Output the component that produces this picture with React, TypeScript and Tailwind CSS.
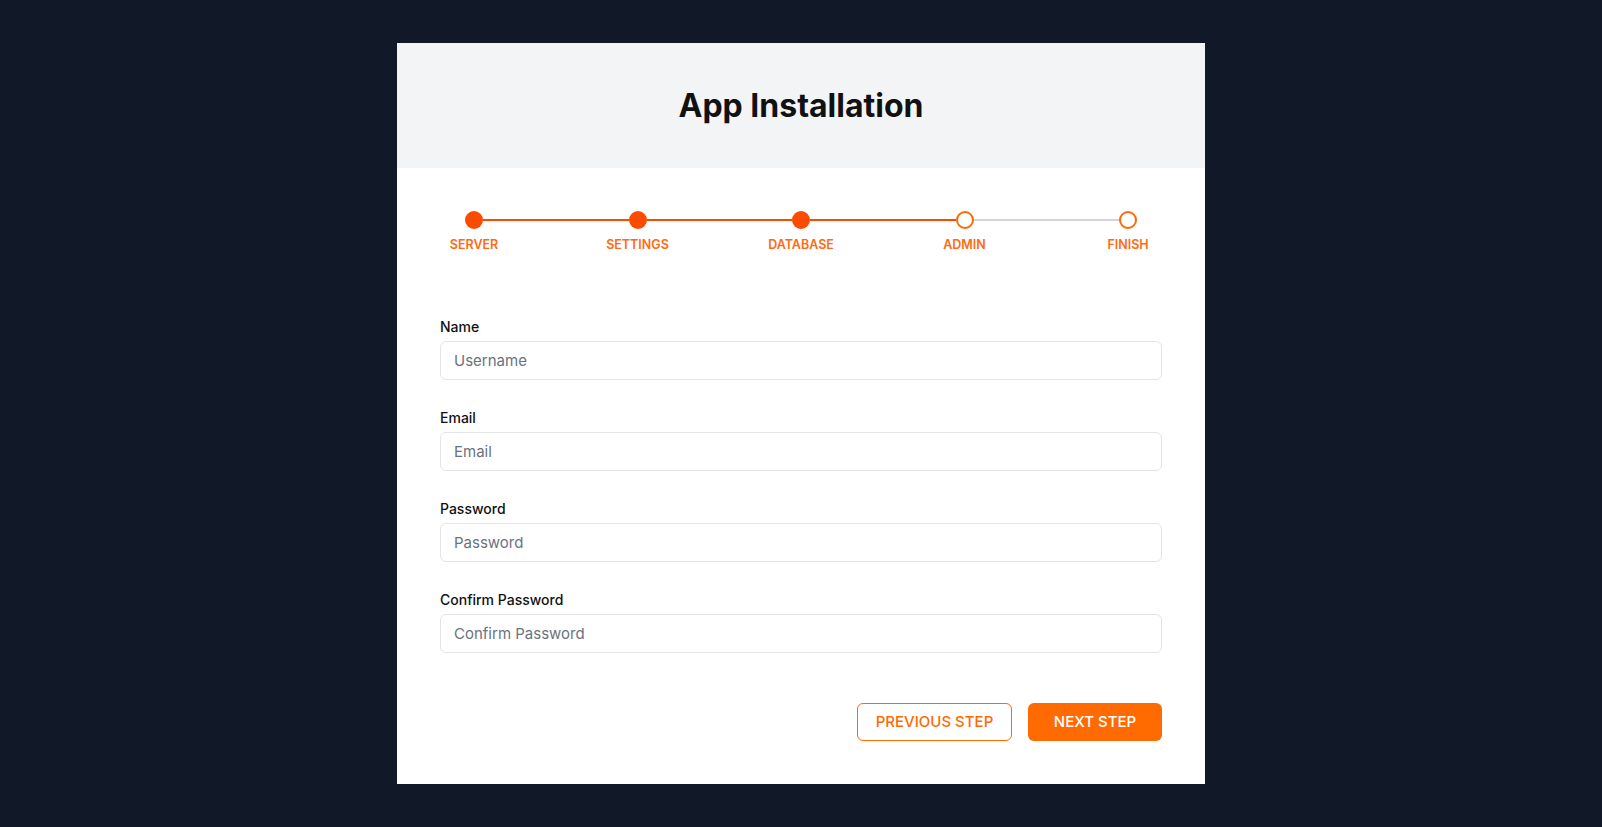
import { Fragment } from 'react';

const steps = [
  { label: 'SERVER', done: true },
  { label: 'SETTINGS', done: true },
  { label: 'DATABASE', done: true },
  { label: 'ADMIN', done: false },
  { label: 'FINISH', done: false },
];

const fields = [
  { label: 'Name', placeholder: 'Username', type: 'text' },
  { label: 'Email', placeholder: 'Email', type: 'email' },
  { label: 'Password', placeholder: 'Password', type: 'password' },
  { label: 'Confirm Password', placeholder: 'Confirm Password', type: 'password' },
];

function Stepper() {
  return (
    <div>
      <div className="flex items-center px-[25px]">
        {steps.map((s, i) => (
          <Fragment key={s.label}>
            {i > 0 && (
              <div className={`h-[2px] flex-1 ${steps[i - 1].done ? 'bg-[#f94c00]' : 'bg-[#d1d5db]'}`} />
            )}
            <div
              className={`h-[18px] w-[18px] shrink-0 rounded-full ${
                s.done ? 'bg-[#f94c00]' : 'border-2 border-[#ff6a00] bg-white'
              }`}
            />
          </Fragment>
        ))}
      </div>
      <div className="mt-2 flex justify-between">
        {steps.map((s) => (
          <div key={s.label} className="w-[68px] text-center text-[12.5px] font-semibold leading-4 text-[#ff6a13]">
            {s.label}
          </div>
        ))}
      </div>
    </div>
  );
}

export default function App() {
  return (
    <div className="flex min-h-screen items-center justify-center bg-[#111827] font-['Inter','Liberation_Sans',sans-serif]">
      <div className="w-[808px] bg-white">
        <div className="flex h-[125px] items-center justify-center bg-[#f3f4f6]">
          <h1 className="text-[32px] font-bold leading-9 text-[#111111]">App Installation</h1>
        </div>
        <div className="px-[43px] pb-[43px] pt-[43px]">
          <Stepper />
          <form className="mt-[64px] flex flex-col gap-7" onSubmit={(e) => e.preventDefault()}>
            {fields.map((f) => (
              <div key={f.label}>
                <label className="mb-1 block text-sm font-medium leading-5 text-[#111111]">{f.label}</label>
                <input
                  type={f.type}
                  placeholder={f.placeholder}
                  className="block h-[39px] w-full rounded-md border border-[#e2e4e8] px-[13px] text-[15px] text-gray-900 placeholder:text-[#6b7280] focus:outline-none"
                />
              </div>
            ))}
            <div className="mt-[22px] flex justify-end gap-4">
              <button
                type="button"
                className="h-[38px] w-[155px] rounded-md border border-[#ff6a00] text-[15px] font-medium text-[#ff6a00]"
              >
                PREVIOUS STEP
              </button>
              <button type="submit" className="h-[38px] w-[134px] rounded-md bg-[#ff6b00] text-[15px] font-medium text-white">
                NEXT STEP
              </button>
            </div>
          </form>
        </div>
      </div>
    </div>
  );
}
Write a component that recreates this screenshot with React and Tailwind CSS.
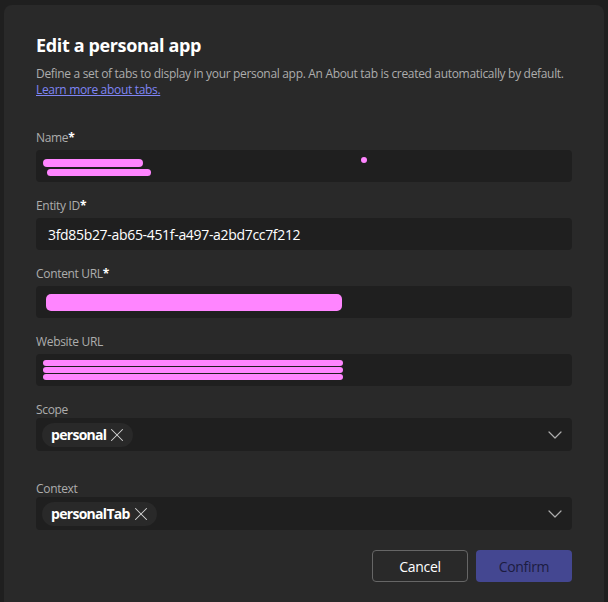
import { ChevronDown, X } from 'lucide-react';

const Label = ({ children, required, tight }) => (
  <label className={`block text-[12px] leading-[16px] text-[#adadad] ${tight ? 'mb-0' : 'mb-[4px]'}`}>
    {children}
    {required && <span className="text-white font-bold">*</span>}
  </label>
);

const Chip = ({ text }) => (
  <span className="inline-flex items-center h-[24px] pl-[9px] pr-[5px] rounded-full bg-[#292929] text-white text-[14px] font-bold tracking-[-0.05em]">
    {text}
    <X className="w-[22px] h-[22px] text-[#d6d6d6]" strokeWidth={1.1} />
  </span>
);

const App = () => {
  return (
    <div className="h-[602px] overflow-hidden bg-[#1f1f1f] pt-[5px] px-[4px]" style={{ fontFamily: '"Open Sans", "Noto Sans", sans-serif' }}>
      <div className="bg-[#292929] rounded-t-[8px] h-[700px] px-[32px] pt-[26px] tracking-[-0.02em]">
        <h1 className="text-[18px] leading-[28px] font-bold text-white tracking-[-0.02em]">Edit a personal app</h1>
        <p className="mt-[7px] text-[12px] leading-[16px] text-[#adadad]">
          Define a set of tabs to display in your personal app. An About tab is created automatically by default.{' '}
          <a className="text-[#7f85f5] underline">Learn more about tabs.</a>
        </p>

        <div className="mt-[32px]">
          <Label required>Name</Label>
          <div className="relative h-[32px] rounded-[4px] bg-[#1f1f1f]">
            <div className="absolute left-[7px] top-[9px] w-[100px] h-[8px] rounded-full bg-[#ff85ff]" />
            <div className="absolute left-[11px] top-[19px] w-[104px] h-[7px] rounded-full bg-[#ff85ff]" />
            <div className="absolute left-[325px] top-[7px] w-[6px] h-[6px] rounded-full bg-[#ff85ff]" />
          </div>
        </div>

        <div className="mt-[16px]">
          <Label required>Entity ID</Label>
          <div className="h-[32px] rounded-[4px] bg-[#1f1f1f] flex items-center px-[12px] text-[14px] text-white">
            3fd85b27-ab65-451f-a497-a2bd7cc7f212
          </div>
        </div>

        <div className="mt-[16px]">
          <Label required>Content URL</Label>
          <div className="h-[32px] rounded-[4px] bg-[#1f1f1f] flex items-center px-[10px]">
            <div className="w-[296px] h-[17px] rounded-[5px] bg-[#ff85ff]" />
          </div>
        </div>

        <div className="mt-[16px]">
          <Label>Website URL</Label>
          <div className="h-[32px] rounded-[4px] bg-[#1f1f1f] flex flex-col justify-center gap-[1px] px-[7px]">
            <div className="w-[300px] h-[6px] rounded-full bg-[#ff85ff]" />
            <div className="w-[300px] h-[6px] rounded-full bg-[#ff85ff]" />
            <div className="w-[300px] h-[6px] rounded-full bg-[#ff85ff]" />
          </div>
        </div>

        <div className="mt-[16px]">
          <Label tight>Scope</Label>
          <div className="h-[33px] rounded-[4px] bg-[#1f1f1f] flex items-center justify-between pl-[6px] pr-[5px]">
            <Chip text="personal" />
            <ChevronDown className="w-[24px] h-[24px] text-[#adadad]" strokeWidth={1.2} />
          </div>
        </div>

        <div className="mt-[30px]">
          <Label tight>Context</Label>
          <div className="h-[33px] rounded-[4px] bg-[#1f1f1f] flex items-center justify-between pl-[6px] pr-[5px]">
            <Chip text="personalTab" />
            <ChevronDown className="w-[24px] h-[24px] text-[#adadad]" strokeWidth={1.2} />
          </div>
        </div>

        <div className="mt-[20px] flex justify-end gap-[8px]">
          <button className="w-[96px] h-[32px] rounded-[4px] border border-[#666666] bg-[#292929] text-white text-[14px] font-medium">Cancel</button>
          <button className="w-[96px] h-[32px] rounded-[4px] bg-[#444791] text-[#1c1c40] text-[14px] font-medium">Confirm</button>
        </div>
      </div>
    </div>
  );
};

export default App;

#### Written task
Transcribe the listing above verbatim. Omit the pictures.

#### Answer to this exercise
Output the component that produces this picture with React, TypeScript and Tailwind CSS.
import { Fragment } from 'react';

const steps = [
  { label: 'SERVER', done: true },
  { label: 'SETTINGS', done: true },
  { label: 'DATABASE', done: true },
  { label: 'ADMIN', done: false },
  { label: 'FINISH', done: false },
];

const fields = [
  { label: 'Name', placeholder: 'Username', type: 'text' },
  { label: 'Email', placeholder: 'Email', type: 'email' },
  { label: 'Password', placeholder: 'Password', type: 'password' },
  { label: 'Confirm Password', placeholder: 'Confirm Password', type: 'password' },
];

function Stepper() {
  return (
    <div>
      <div className="flex items-center px-[25px]">
        {steps.map((s, i) => (
          <Fragment key={s.label}>
            {i > 0 && (
              <div className={`h-[2px] flex-1 ${steps[i - 1].done ? 'bg-[#f94c00]' : 'bg-[#d1d5db]'}`} />
            )}
            <div
              className={`h-[18px] w-[18px] shrink-0 rounded-full ${
                s.done ? 'bg-[#f94c00]' : 'border-2 border-[#ff6a00] bg-white'
              }`}
            />
          </Fragment>
        ))}
      </div>
      <div className="mt-2 flex justify-between">
        {steps.map((s) => (
          <div key={s.label} className="w-[68px] text-center text-[12.5px] font-semibold leading-4 text-[#ff6a13]">
            {s.label}
          </div>
        ))}
      </div>
    </div>
  );
}

export default function App() {
  return (
    <div className="flex min-h-screen items-center justify-center bg-[#111827] font-['Inter','Liberation_Sans',sans-serif]">
      <div className="w-[808px] bg-white">
        <div className="flex h-[125px] items-center justify-center bg-[#f3f4f6]">
          <h1 className="text-[32px] font-bold leading-9 text-[#111111]">App Installation</h1>
        </div>
        <div className="px-[43px] pb-[43px] pt-[43px]">
          <Stepper />
          <form className="mt-[64px] flex flex-col gap-7" onSubmit={(e) => e.preventDefault()}>
            {fields.map((f) => (
              <div key={f.label}>
                <label className="mb-1 block text-sm font-medium leading-5 text-[#111111]">{f.label}</label>
                <input
                  type={f.type}
                  placeholder={f.placeholder}
                  className="block h-[39px] w-full rounded-md border border-[#e2e4e8] px-[13px] text-[15px] text-gray-900 placeholder:text-[#6b7280] focus:outline-none"
                />
              </div>
            ))}
            <div className="mt-[22px] flex justify-end gap-4">
              <button
                type="button"
                className="h-[38px] w-[155px] rounded-md border border-[#ff6a00] text-[15px] font-medium text-[#ff6a00]"
              >
                PREVIOUS STEP
              </button>
              <button type="submit" className="h-[38px] w-[134px] rounded-md bg-[#ff6b00] text-[15px] font-medium text-white">
                NEXT STEP
              </button>
            </div>
          </form>
        </div>
      </div>
    </div>
  );
}
Write a component that recreates this screenshot with React and Tailwind CSS.
import { ChevronDown, X } from 'lucide-react';

const Label = ({ children, required, tight }) => (
  <label className={`block text-[12px] leading-[16px] text-[#adadad] ${tight ? 'mb-0' : 'mb-[4px]'}`}>
    {children}
    {required && <span className="text-white font-bold">*</span>}
  </label>
);

const Chip = ({ text }) => (
  <span className="inline-flex items-center h-[24px] pl-[9px] pr-[5px] rounded-full bg-[#292929] text-white text-[14px] font-bold tracking-[-0.05em]">
    {text}
    <X className="w-[22px] h-[22px] text-[#d6d6d6]" strokeWidth={1.1} />
  </span>
);

const App = () => {
  return (
    <div className="h-[602px] overflow-hidden bg-[#1f1f1f] pt-[5px] px-[4px]" style={{ fontFamily: '"Open Sans", "Noto Sans", sans-serif' }}>
      <div className="bg-[#292929] rounded-t-[8px] h-[700px] px-[32px] pt-[26px] tracking-[-0.02em]">
        <h1 className="text-[18px] leading-[28px] font-bold text-white tracking-[-0.02em]">Edit a personal app</h1>
        <p className="mt-[7px] text-[12px] leading-[16px] text-[#adadad]">
          Define a set of tabs to display in your personal app. An About tab is created automatically by default.{' '}
          <a className="text-[#7f85f5] underline">Learn more about tabs.</a>
        </p>

        <div className="mt-[32px]">
          <Label required>Name</Label>
          <div className="relative h-[32px] rounded-[4px] bg-[#1f1f1f]">
            <div className="absolute left-[7px] top-[9px] w-[100px] h-[8px] rounded-full bg-[#ff85ff]" />
            <div className="absolute left-[11px] top-[19px] w-[104px] h-[7px] rounded-full bg-[#ff85ff]" />
            <div className="absolute left-[325px] top-[7px] w-[6px] h-[6px] rounded-full bg-[#ff85ff]" />
          </div>
        </div>

        <div className="mt-[16px]">
          <Label required>Entity ID</Label>
          <div className="h-[32px] rounded-[4px] bg-[#1f1f1f] flex items-center px-[12px] text-[14px] text-white">
            3fd85b27-ab65-451f-a497-a2bd7cc7f212
          </div>
        </div>

        <div className="mt-[16px]">
          <Label required>Content URL</Label>
          <div className="h-[32px] rounded-[4px] bg-[#1f1f1f] flex items-center px-[10px]">
            <div className="w-[296px] h-[17px] rounded-[5px] bg-[#ff85ff]" />
          </div>
        </div>

        <div className="mt-[16px]">
          <Label>Website URL</Label>
          <div className="h-[32px] rounded-[4px] bg-[#1f1f1f] flex flex-col justify-center gap-[1px] px-[7px]">
            <div className="w-[300px] h-[6px] rounded-full bg-[#ff85ff]" />
            <div className="w-[300px] h-[6px] rounded-full bg-[#ff85ff]" />
            <div className="w-[300px] h-[6px] rounded-full bg-[#ff85ff]" />
          </div>
        </div>

        <div className="mt-[16px]">
          <Label tight>Scope</Label>
          <div className="h-[33px] rounded-[4px] bg-[#1f1f1f] flex items-center justify-between pl-[6px] pr-[5px]">
            <Chip text="personal" />
            <ChevronDown className="w-[24px] h-[24px] text-[#adadad]" strokeWidth={1.2} />
          </div>
        </div>

        <div className="mt-[30px]">
          <Label tight>Context</Label>
          <div className="h-[33px] rounded-[4px] bg-[#1f1f1f] flex items-center justify-between pl-[6px] pr-[5px]">
            <Chip text="personalTab" />
            <ChevronDown className="w-[24px] h-[24px] text-[#adadad]" strokeWidth={1.2} />
          </div>
        </div>

        <div className="mt-[20px] flex justify-end gap-[8px]">
          <button className="w-[96px] h-[32px] rounded-[4px] border border-[#666666] bg-[#292929] text-white text-[14px] font-medium">Cancel</button>
          <button className="w-[96px] h-[32px] rounded-[4px] bg-[#444791] text-[#1c1c40] text-[14px] font-medium">Confirm</button>
        </div>
      </div>
    </div>
  );
};

export default App;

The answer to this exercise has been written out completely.